From: Peter Kirk (peter.r.kirk@ntlworld.com)
Date: Tue Aug 12 2003 - 07:01:36 EDT
On 11/08/2003 18:46, Mark Davis wrote:
>There are a number of incorrect statements. My comments below.
>
>
Thanks for the clarifications. Sorry about the inaccuracies. On some
maybe Philippe misled me, on others it is just my inadequate understanding.
>...
>
>In practice, looking at a character past a space does not represent a
>significant performance issue. One is typically using a mechanism
>(like an augmented state machine) that maintains enough state that
>that is not an issue.
>
>
Understood. I hope Microsoft is listening.
> ...
>
>It helps if "concrete proposals" were actually, well, concrete.
>
>
Of course! But I need help to get rid of any inaccuracies before the
concrete sets.
>I see no problem with Line Break.
>(http://www.unicode.org/reports/tr14/#Algorithm):
>
>Space + NSM is treated as a unit, with behavior that is pretty
>consistent with a stand-alone accent like "^". To quote:
>
>LB 7a In all of the following rules, if a space is the base character
>for a combining mark, the space is changed to type ID. In other words,
>break before SP CM* in the same cases as one would break before an ID.
>
> Treat SP CM* as if it were ID
>
>If you want non-breaking behavior, you use NBSP + NSM; if you want
>breaking behavior, you use SP + NSM. The algorithm does that.
>
>
Thank you. I have looked at this. Well, the ideal for me would be a
mechanism whereby base + NSM was AL, rather than ID or GL. The problem
comes, if I understand correctly, with a sequence like SP XX CM* AL,
where I want a break opportunity after SP but not before AL. If I use
NBSP for XX, I get not breaking opportunity at all. If I use SP, I may
get a break before AL. But I suppose SP SP CM* WJ AL would do what I
want, perhaps also SP ZWSP NBSP CM* AL as the break opportunity after
ZWSP takes precedence over the no break before NBSP.

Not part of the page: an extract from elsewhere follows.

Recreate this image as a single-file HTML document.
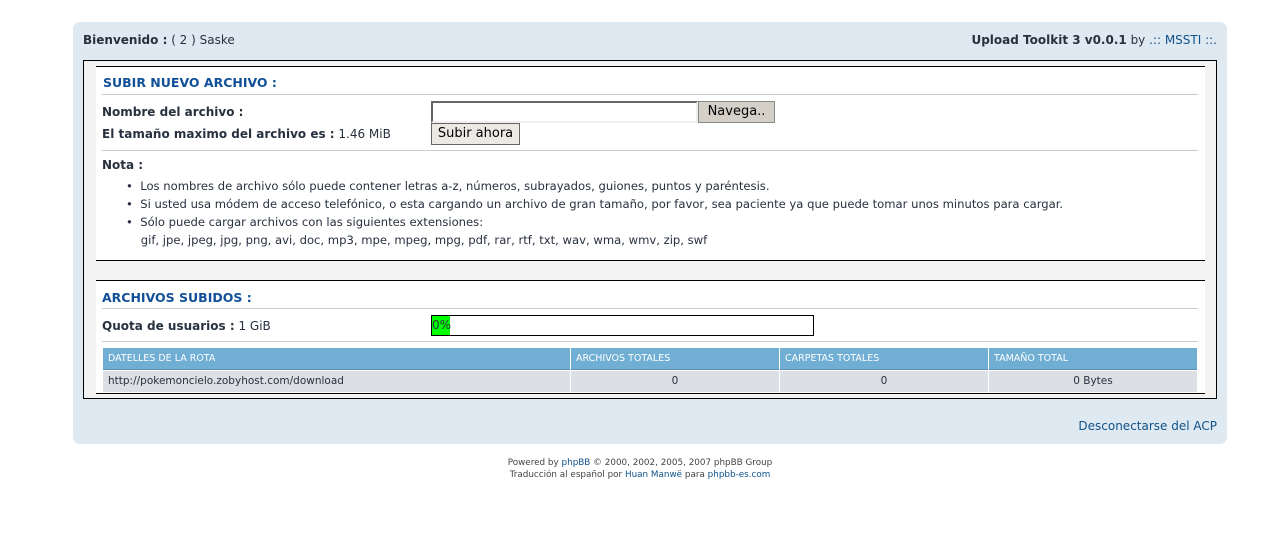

>I also see no problem with word-break
>(http://www.unicode.org/reports/tr29/#Word_Boundaries). Look at the
>specific text. To quote:
>
>Treat a grapheme cluster as if it were a single character: the first
>character of the cluster.
> GC → FC (3)
>...
>Otherwise, break everywhere (including around ideographs).
> Any ÷ Any (14)
>
>None of the other rules are relevant.
>
>So what this does is that SPACE + NSM will break before the space and
>after the NSM (assuming there is only one). So it will behave like a
>symbol, such as "*", or ")", or "^".
>
>
OK, no real problem then. In some circumstances it might have been
better for space + NSM to behave like a letter rather than a symbol may
be more appropriate, but I recognise that tailoring may be required for
fine details.
>The one area I do see that there may be an issue is with one that you
>didn't mention,
>http://www.unicode.org/reports/tr29/#Sentence_Boundaries. Sp + NSM
>should not behave as Sp in the rules (8), (10), and (11). Even there,
>it will produce at most a minor oddity.
>
>If we wanted to change it, the *concrete* change would be to replace
>(4) by:
>
>Treat a grapheme cluster as if it were a single character: the first
>character of the cluster, except if that first character is a space.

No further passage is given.